Double Trouble: The Identity Politics of Philip Roth and Hannah Arendt

by Corey Robin on May 12, 2021

Philip Roth has been in the news, as has Palestine. By sheerest coincidence, a piece I’ve been mulling over—on the uncanny convergence between the lives and concerns of Roth and Hannah Arendt, particularly when it came to Jewish questions such as Zionism—came out in The New York Review of Books this morning. It starts with the Blake Bailey controversy, but goes on to explore what the surprising parallels between these two writers, who knew and respected each other, has to say about the left, Jewish identity politics, and American political culture today.

In 2014, the mystery writer Lisa Scottoline wrote an instructive essay for The New York Times about two undergraduate seminars she took with Philip Roth at the University of Pennsylvania in the 1970s. One of the courses was the literature of the Holocaust. Hannah Arendt was on the syllabus.
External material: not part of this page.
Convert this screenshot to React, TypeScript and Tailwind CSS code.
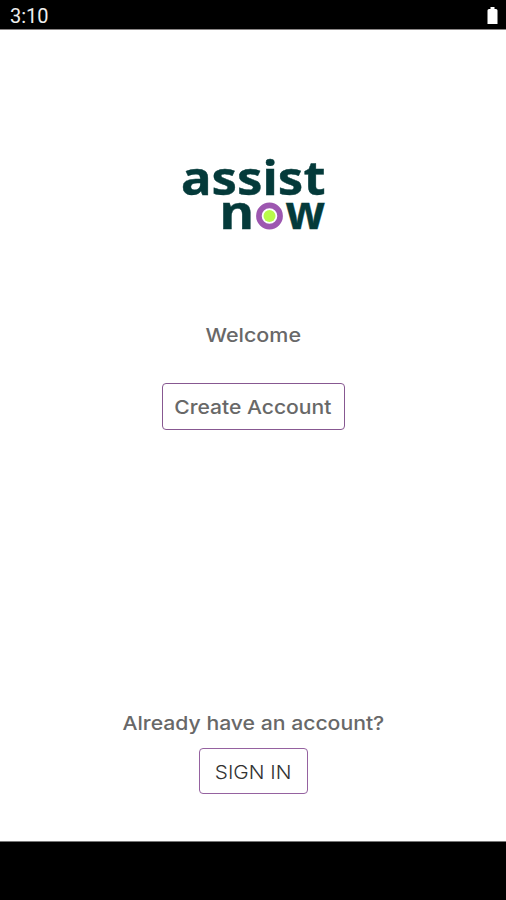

In his five-page discussion of those years at Penn, Roth biographer Blake Bailey makes no mention of this course or Arendt. Instead, he focuses on the other course, “The Literature of Desire,” and Roth’s erotic presence inside and outside the classroom. In the wake of the allegations of sexual assault and inappropriate behavior that have been made against Bailey, the omission may seem small or slight. Yet it is telling. As Judith Shulevitz argues in a searching analysis of the allegations and the biography, Bailey is as incurious about Jewishness as he is about the reality of women. When the two come together in the form of Arendt, his interest seems, well, nonexistent.

The result is a life stripped of one of its vital currents. Arendt was a real presence for Roth, and the unexpected convergence between their biographies and concerns, particularly regarding Jewish questions, is as uncanny as the doubles that populate Roth’s novels.

The difference between the two writers is obvious. She was born in Germany in 1906; he was born in Newark in 1933. She fled Hitler and never looked back; he fled his parents and kept going home. She wrote The Human Condition; he wrote Portnoy’s Complaint.

Yet, throughout the postwar Jewish ascendancy in America, as other writers and scholars eased their way into the conversation, Arendt and Roth distinguished themselves—not by stirring up the little magazines but by contending with the Jews. Summoning the anxious wrath of a still vulnerable community, Roth and Arendt occupied a singular position: defending the margin against the marginalized, refusing the political pull and moral exaction of an embattled minority. Today, at a moment of rising anti-Semitism and increasing polarization, when the tendency, even among writers and intellectuals, is to circle the wagons in defense of team and tribe, their shared archive of heresy among the heretics pays revisiting.

You can read on here.



Andrew Jaffe 05.12.21 at 4:16 pm

This is totally beside the point, but I am flabbergasted that you left “She wrote The Human Condition; he wrote The Human Stain” on the table….


Phil 05.12.21 at 4:57 pm

Read on I shall.

I was also reminded of Richard Rorty’s eccentric attempt to rehabilitate Heidegger through the medium of alternative history; Rorty has Heidegger take a different train (or something) at some key moment and develop into exactly the same philosopher but not a Nazi at all. In fact, after all the unpleasantness in Europe was over he became… a Zionist! One of my closest friends at the time was working towards a doctorate in philosophy while working for the Palestine Solidarity Campaign; his reaction to Rorty’s fanfic alt-Heidegger was something to see.


jpr 05.13.21 at 5:01 pm

Arendt and her cohort in New York (e.g. Podhoretz who frankly admitted his “Negro Problem”) had a hard time grappling with even a minimal version of what later came to be called Identity Politics (i.e. letting schoolchildren into desegregated schools):

“Blindness” would be a charitable interpretation–Category Mistake would be a more rigorous one–of her “Reflections on Little Rock” where she defended Southern racists calling for school segregation.